### What is needed
Among the entries that follow, locate the line with "Write the Svelte 5 code for this screenshot." and the line with "const categories = ['Бүгд', 'Онцлох". Output those lines and all lines in between, exactly, minus the pictures.

### Supplied material
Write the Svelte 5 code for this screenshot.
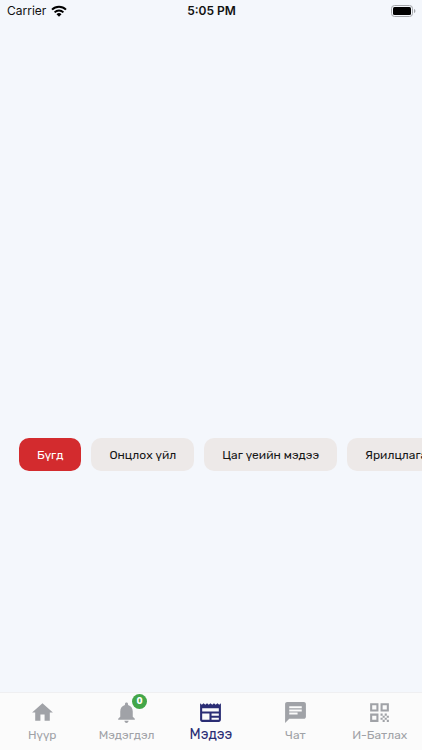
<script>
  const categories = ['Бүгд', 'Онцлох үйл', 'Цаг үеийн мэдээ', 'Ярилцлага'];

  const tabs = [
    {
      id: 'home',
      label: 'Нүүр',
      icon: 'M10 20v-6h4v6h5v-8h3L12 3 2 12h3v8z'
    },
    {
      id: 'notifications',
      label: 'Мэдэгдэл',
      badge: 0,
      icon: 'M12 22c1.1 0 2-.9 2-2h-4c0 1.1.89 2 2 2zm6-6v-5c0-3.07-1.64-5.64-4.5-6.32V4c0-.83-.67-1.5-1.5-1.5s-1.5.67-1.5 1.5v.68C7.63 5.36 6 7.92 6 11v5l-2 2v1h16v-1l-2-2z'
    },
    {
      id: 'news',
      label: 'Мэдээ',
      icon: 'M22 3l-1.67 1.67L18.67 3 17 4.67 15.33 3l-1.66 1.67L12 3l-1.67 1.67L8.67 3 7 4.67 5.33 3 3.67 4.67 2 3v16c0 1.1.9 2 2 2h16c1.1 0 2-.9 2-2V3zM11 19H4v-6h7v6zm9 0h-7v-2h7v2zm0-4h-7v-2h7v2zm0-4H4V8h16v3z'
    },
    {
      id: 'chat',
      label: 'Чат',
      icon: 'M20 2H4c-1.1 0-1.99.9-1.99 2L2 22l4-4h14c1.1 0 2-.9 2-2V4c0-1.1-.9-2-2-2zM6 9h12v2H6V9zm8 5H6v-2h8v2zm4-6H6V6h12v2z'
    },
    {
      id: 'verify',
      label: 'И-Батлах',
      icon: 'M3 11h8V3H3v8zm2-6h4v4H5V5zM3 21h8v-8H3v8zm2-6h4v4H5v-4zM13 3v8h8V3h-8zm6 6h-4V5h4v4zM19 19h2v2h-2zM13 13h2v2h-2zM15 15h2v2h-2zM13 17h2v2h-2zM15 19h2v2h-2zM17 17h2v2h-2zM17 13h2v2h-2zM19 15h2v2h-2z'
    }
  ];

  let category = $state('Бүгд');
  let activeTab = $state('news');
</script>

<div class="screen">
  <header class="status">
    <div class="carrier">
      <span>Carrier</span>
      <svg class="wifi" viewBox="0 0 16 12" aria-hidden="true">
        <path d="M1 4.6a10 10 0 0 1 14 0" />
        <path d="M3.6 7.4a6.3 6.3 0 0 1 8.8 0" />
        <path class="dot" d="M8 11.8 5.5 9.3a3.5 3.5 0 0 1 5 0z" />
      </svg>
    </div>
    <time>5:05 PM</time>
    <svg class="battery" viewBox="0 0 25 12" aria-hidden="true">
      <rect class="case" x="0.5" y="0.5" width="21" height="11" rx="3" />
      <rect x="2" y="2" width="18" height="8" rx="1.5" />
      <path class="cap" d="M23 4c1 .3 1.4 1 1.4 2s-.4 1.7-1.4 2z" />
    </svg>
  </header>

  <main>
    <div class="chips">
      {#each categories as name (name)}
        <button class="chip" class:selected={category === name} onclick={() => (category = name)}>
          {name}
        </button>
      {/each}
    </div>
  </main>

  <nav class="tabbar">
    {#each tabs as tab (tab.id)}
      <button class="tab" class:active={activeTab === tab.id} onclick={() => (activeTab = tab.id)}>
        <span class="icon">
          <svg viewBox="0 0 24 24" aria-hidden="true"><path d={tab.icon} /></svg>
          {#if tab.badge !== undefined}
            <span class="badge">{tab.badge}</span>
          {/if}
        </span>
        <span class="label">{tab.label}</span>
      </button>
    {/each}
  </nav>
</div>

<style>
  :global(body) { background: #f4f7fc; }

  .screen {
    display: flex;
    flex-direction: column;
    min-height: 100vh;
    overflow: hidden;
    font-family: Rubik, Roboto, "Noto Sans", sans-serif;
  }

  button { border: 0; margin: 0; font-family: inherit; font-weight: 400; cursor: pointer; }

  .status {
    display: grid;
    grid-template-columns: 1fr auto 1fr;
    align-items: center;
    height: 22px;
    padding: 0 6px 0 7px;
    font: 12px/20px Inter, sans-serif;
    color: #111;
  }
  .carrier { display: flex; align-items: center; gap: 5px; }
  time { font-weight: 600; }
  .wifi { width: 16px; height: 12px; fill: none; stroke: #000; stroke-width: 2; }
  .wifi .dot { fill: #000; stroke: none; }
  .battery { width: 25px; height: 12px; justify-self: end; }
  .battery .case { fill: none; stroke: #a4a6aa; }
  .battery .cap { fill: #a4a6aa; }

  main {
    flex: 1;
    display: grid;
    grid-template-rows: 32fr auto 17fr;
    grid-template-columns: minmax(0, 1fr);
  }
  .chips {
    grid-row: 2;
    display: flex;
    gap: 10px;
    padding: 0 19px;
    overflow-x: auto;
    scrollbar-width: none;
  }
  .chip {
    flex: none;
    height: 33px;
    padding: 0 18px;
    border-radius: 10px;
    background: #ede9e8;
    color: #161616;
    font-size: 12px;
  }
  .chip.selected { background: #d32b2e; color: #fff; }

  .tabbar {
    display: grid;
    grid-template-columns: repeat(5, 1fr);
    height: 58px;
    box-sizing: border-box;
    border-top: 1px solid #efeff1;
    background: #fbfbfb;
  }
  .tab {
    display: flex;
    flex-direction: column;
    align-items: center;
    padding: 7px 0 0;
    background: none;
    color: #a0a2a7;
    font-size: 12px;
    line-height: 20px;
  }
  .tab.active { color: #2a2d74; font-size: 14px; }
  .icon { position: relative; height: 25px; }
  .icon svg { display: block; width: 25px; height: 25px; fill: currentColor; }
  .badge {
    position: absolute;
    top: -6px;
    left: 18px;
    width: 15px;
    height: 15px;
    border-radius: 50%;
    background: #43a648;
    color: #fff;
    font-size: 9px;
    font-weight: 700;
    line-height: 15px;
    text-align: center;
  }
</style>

---

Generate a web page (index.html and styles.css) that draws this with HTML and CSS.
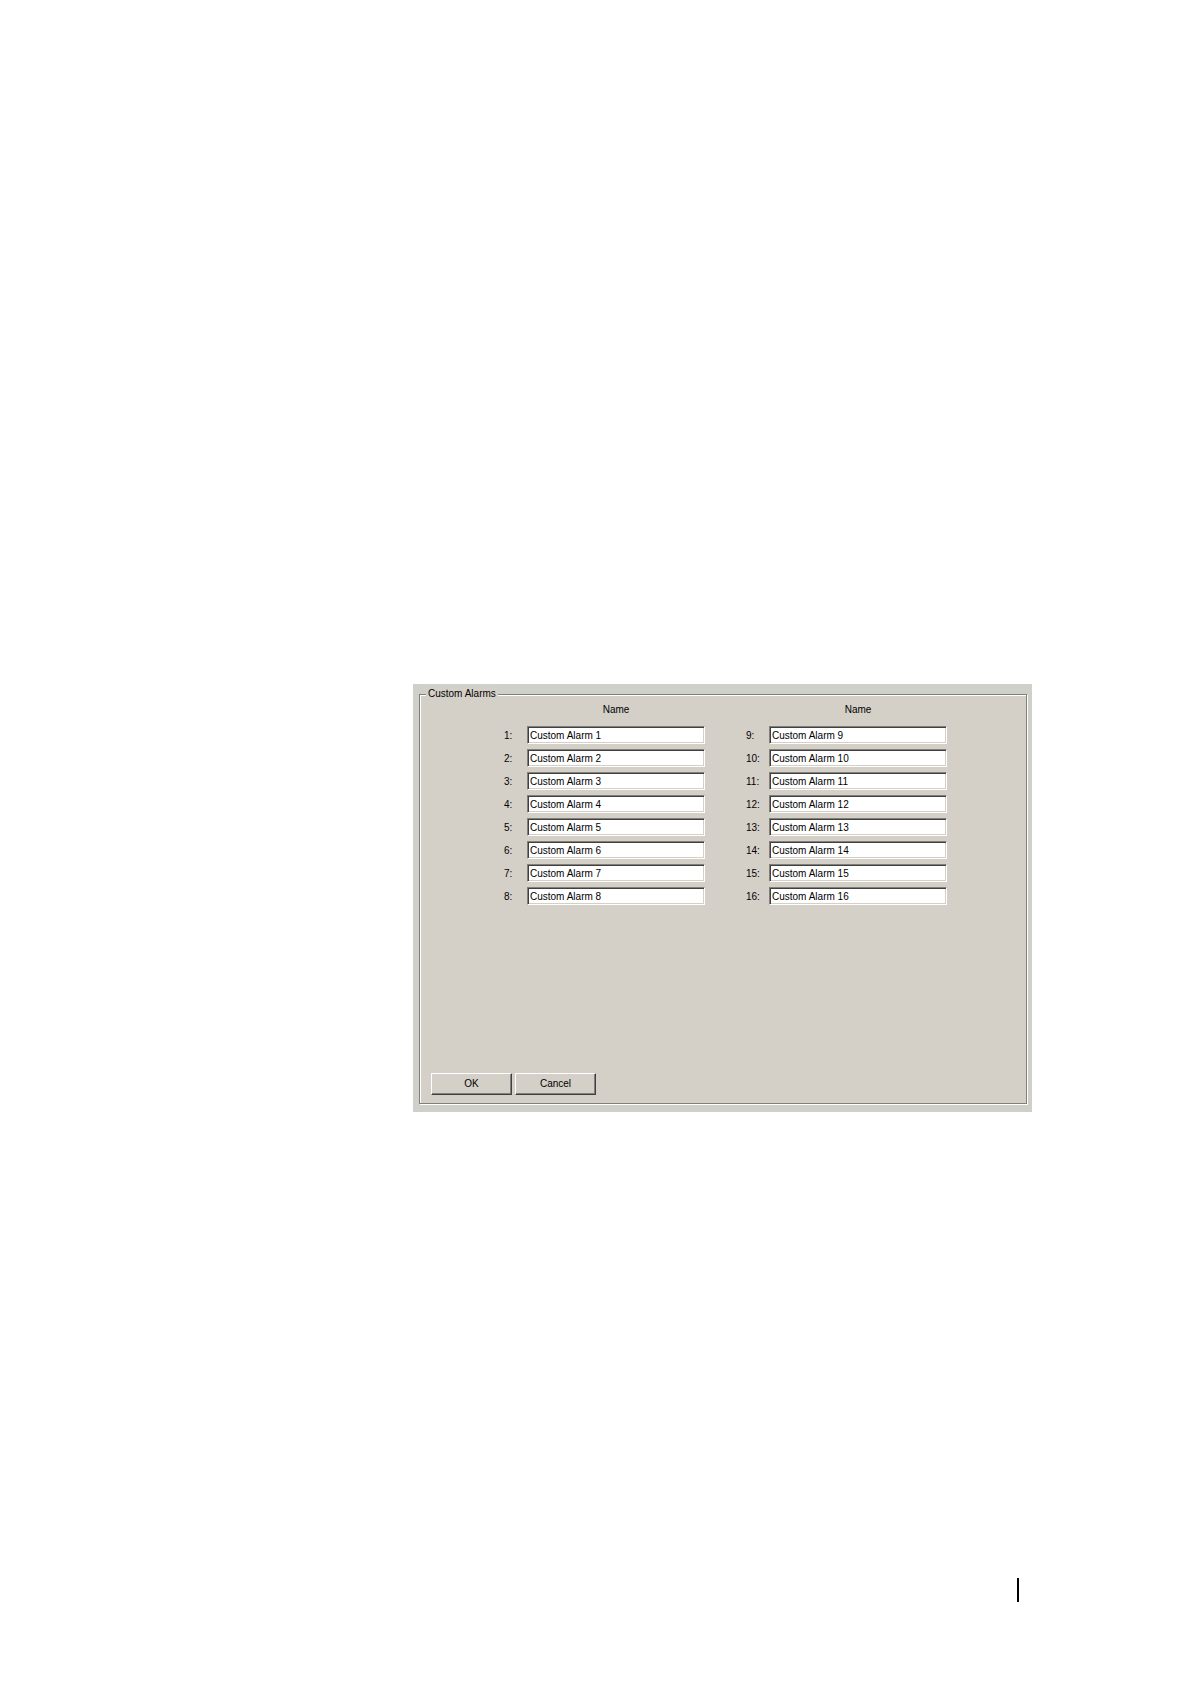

### The reply
Write the Svelte 5 code for this screenshot.
<script>
  const categories = ['Бүгд', 'Онцлох үйл', 'Цаг үеийн мэдээ', 'Ярилцлага'];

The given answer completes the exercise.